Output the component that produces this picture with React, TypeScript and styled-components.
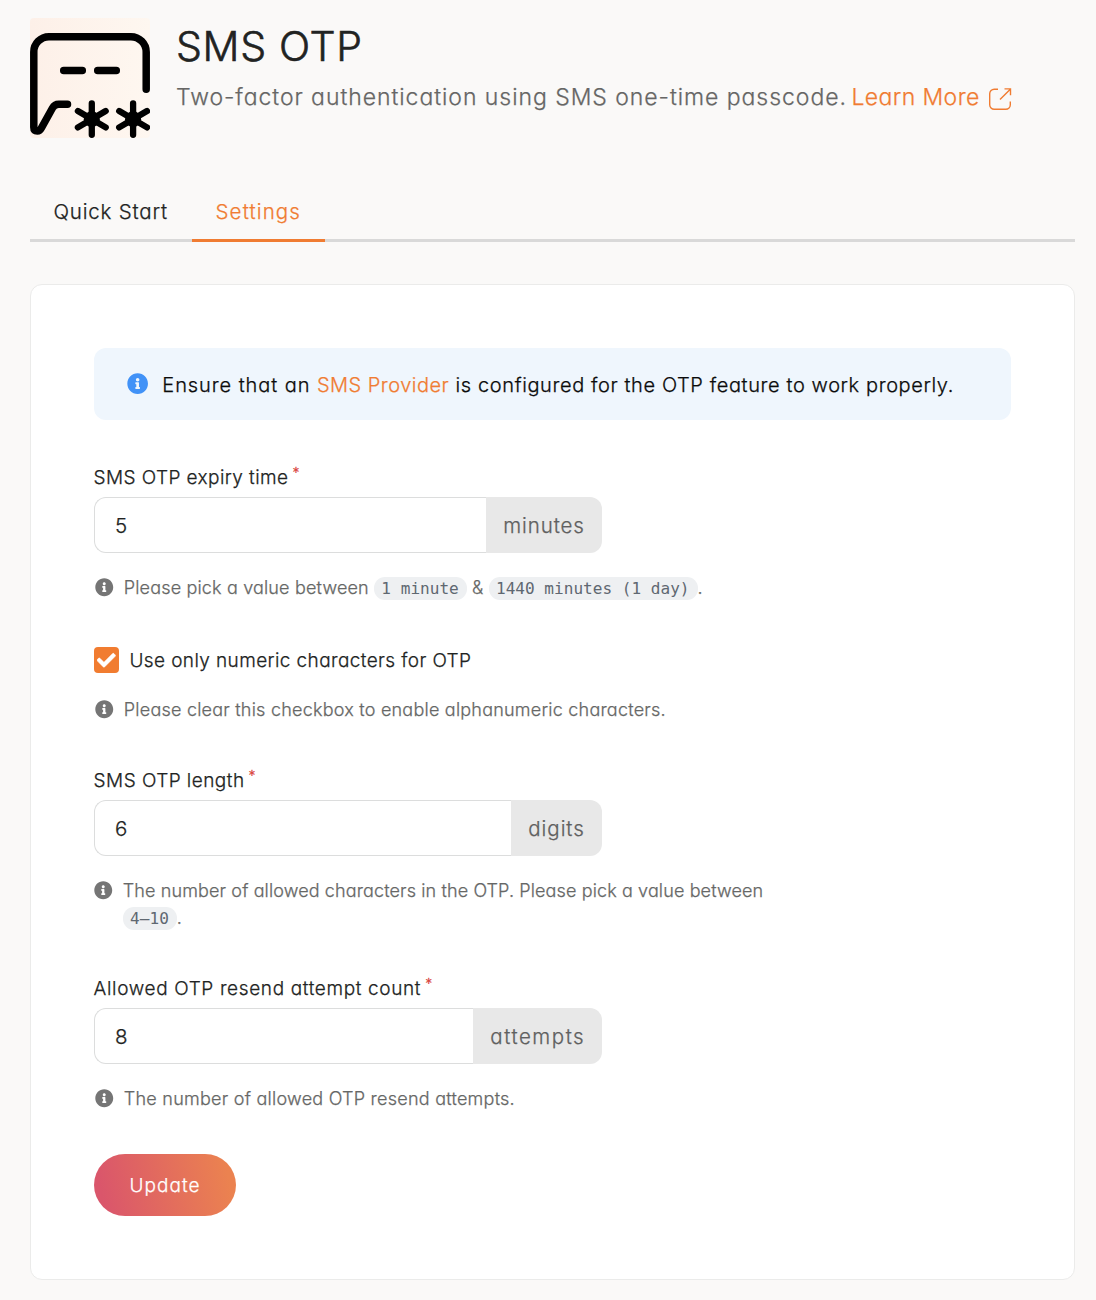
import React, { useState } from 'react';
import styled, { createGlobalStyle } from 'styled-components';
import { FaCheck, FaInfoCircle } from 'react-icons/fa';

const GlobalStyle = createGlobalStyle`
  *, *::before, *::after { box-sizing: border-box; }
  body {
    margin: 0;
    background: #faf9f8;
    color: #212322;
    font-family: Inter, "Open Sans", sans-serif;
    font-weight: 300;
    font-feature-settings: "cv11";
    -webkit-text-stroke: 0.25px currentColor;
  }
`;

const Page = styled.main`
  padding: 18px 21px 20px 30px;
  width: 1096px;
`;

const Header = styled.header`
  display: flex;
  gap: 26px;
  height: 120px;
`;

const Logo = styled.svg`
  flex: none;
  width: 120px;
  height: 120px;
  border-radius: 4px;
  background: linear-gradient(90deg, #fdf0e8, #fef7f0);
`;

const Title = styled.h1`
  margin: 0;
  font-size: 41px;
  font-weight: 300;
  line-height: 56px;
  letter-spacing: 0.7px;
  -webkit-text-stroke-width: 0.6px;
`;

const Subtitle = styled.p`
  display: flex;
  margin: 6px 0 0;
  font-size: 23px;
  line-height: 34px;
  letter-spacing: 0.95px;
  white-space: nowrap;
  color: #666665;
`;

const Link = styled.a<{ $spacing?: number }>`
  color: #f07c32;
  text-decoration: none;
  letter-spacing: ${({ $spacing = 0.5 }) => $spacing}px;
`;

const LearnMore = styled(Link)`
  display: flex;
  margin-left: 4.5px;
`;

const ExternalIcon = styled.svg`
  width: 24px;
  height: 24px;
  margin: 7px 0 0 8px;
`;

const Tabs = styled.nav`
  display: flex;
  margin-top: 46px;
  height: 58px;
  box-shadow: inset 0 -3px #d9d9d9;
`;

const Tab = styled.button<{ $active?: boolean; $width: number; $spacing: number }>`
  width: ${({ $width }) => $width}px;
  padding: 0 0 0 23.5px;
  border: 0;
  border-bottom: 3px solid ${({ $active }) => ($active ? '#f07c32' : 'transparent')};
  background: none;
  color: ${({ $active }) => ($active ? '#f07c32' : '#212322')};
  font: inherit;
  font-size: 20.5px;
  letter-spacing: ${({ $spacing }) => $spacing}px;
  text-align: left;
`;

const Card = styled.section`
  height: 996px;
  margin-top: 42px;
  padding: 63px;
  border: 1px solid #ebebea;
  border-radius: 12px;
  background: #fff;
`;

const Alert = styled.div`
  display: flex;
  align-items: center;
  gap: 14px;
  height: 72px;
  padding-left: 33px;
  border-radius: 12px;
  background: #eff6fd;
  color: #0b0b0b;
  font-size: 20px;
  line-height: 26px;
  white-space: nowrap;

  svg { color: #4192f7; }
  div { padding-top: 2px; }
`;

const AlertText = styled.span<{ $spacing: number }>`
  letter-spacing: ${({ $spacing }) => $spacing}px;
`;

const Label = styled.label<{ $top: number; $spacing: number }>`
  display: block;
  margin: ${({ $top }) => $top}px 0 5px -0.4px;
  font-size: 19px;
  line-height: 28px;
  letter-spacing: ${({ $spacing }) => $spacing}px;
`;

const Required = styled.span`
  margin-left: 4px;
  color: #d9443c;
  font-size: 14px;
  line-height: 0;
  vertical-align: 6px;
  -webkit-text-stroke-width: 0.3px;
`;

const InputGroup = styled.div`
  display: flex;
  width: 508px;
  height: 56px;
`;

const Input = styled.input`
  flex: 1;
  min-width: 0;
  padding: 1px 0 0 20px;
  border: 1px solid #dcdddd;
  border-right: 0;
  border-radius: 12px 0 0 12px;
  outline: none;
  background: #fff;
  color: #212322;
  font: inherit;
  font-size: 20.5px;
`;

const Unit = styled.span<{ $width: number; $spacing: number }>`
  display: flex;
  align-items: center;
  width: ${({ $width }) => $width}px;
  padding-left: 17.3px;
  border-radius: 0 12px 12px 0;
  background: #e8e8e8;
  color: #5f605f;
  font-size: 20.5px;
  letter-spacing: ${({ $spacing }) => $spacing}px;
`;

const HintRow = styled.div<{ $top?: number; $indent?: number; $spacing: number }>`
  display: flex;
  gap: 10.3px;
  max-width: 690px;
  margin-top: ${({ $top = 21 }) => $top}px;
  padding-left: ${({ $indent = 1 }) => $indent}px;
  color: #666766;
  font-size: 18px;
  line-height: 27.4px;
  letter-spacing: ${({ $spacing }) => $spacing}px;

  svg { flex: none; margin-top: 4px; color: #757575; }
`;

const Code = styled.code`
  padding: 2px 8px 2px 7.3px;
  border-radius: 11px;
  background: #eef0f2;
  color: #5f6871;
  font-family: "DejaVu Sans Mono", monospace;
  font-size: 16.08px;
  line-height: 0;
  letter-spacing: 0;
  -webkit-text-stroke-width: 0;
`;

const CheckRow = styled.label`
  display: flex;
  align-items: center;
  gap: 10.4px;
  height: 26px;
  margin-top: 45.6px;
  font-size: 19px;
  letter-spacing: 0.4px;
`;

const CheckBox = styled.span`
  display: flex;
  align-items: center;
  justify-content: center;
  width: 25px;
  height: 26px;
  border-radius: 4px;
  background: #f17c30;
  color: #fff;

  svg { stroke: #fff; stroke-width: 16px; }
`;

const HiddenCheck = styled.input`
  display: none;
`;

const UpdateButton = styled.button`
  display: block;
  width: 142px;
  height: 62px;
  margin-top: 41.6px;
  padding: 0;
  border: 0;
  border-radius: 31px;
  background: linear-gradient(78deg, #da566b 8%, #eb8250 92%);
  color: #fff;
  font: inherit;
  font-size: 19px;
  letter-spacing: 1px;
`;

const Hint = ({ children, ...rest }: {
  children: React.ReactNode; $top?: number; $indent?: number; $spacing: number;
}) => (
  <HintRow {...rest}>
    <FaInfoCircle size={18.5} />
    <div>{children}</div>
  </HintRow>
);

interface FieldProps {
  label: string;
  initial: string;
  unit: string;
  top: number;
  labelSpacing: number;
  unitWidth: number;
  unitSpacing: number;
}

function Field({ label, initial, unit, top, labelSpacing, unitWidth, unitSpacing }: FieldProps) {
  const [value, setValue] = useState(initial);
  return (
    <>
      <Label $top={top} $spacing={labelSpacing}>
        {label}
        <Required>*</Required>
      </Label>
      <InputGroup>
        <Input value={value} onChange={(e) => setValue(e.target.value)} />
        <Unit $width={unitWidth} $spacing={unitSpacing}>{unit}</Unit>
      </InputGroup>
    </>
  );
}

export default function App() {
  const [numeric, setNumeric] = useState(true);
  return (
    <Page>
      <GlobalStyle />
      <Header>
        <Logo viewBox="0 0 120 120" fill="none" stroke="#000" strokeLinecap="round">
          <path
            d="M116.2 71.3V34a15.3 15.3 0 0 0-15.3-15.3H19A15.3 15.3 0 0 0 3.8 34v75.3q0 3.7 3.6 3.7c2.2 0 3.2-1.5 4-3L22.5 90q2-3.7 6.3-3.7h8.7"
            strokeWidth="7.5"
          />
          <path d="M33.7 52.4h18.6M67.7 52.4h18.6" strokeWidth="7.5" />
          <path
            d="M61.8 85.3v31.5M47.9 93l27.8 16.4M75.7 93l-27.8 16.4M103.1 85.3v31.5M89.2 93l27.8 16.4M117 93l-27.8 16.4"
            strokeWidth="6.3"
          />
          <circle cx="61.8" cy="101.2" r="8" fill="#000" stroke="none" />
          <circle cx="103.1" cy="101.2" r="8" fill="#000" stroke="none" />
        </Logo>
        <div>
          <Title>SMS OTP</Title>
          <Subtitle>
            Two-factor authentication using SMS one-time passcode.
            <LearnMore $spacing={0.4}>
              Learn More
              <ExternalIcon viewBox="0 0 24 24" fill="none" stroke="#f07c32" strokeWidth="1.4">
                <path d="M10 2.2H6.2a4.5 4.5 0 0 0-4.5 4.5v11.1a4.5 4.5 0 0 0 4.5 4.5h11.6a4.5 4.5 0 0 0 4.5-4.5V14.5" />
                <path d="M12 12.5 22.3 2.2M16.5 1.9h6v6.3" />
              </ExternalIcon>
            </LearnMore>
          </Subtitle>
        </div>
      </Header>

      <Tabs>
        <Tab $width={162} $spacing={0.8}>Quick Start</Tab>
        <Tab $width={133} $spacing={1.15} $active>Settings</Tab>
      </Tabs>

      <Card>
        <Alert>
          <FaInfoCircle size={21.3} />
          <div>
            <AlertText $spacing={0.93}>Ensure that an </AlertText>
            <Link>SMS Provider</Link>
            <AlertText $spacing={0.61}> is configured for the OTP feature to work properly.</AlertText>
          </div>
        </Alert>

        <Field label="SMS OTP expiry time" initial="5" unit="minutes" top={44} labelSpacing={0.42} unitWidth={116} unitSpacing={0.9} />
        <Hint $spacing={0.16}>
          Please pick a value between <Code>1 minute</Code> &amp; <Code>1440 minutes (1 day)</Code>.
        </Hint>

        <CheckRow>
          <HiddenCheck type="checkbox" checked={numeric} onChange={() => setNumeric(!numeric)} />
          <CheckBox>{numeric && <FaCheck size={18.5} />}</CheckBox>
          Use only numeric characters for OTP
        </CheckRow>
        <Hint $top={23} $spacing={0.22}>Please clear this checkbox to enable alphanumeric characters.</Hint>

        <Field label="SMS OTP length" initial="6" unit="digits" top={43.6} labelSpacing={0.46} unitWidth={91} unitSpacing={0.95} />
        <Hint $indent={0} $spacing={0.12}>
          The number of allowed characters in the OTP. Please pick a value between <Code>4–10</Code>.
        </Hint>

        <Field label="Allowed OTP resend attempt count" initial="8" unit="attempts" top={43.2} labelSpacing={0.64} unitWidth={129} unitSpacing={1.55} />
        <Hint $spacing={0.25}>The number of allowed OTP resend attempts.</Hint>

        <UpdateButton>Update</UpdateButton>
      </Card>
    </Page>
  );
}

Required work:
Check each line above for the word "components" and give the number of lines that have it, nothing else.

Output below:
2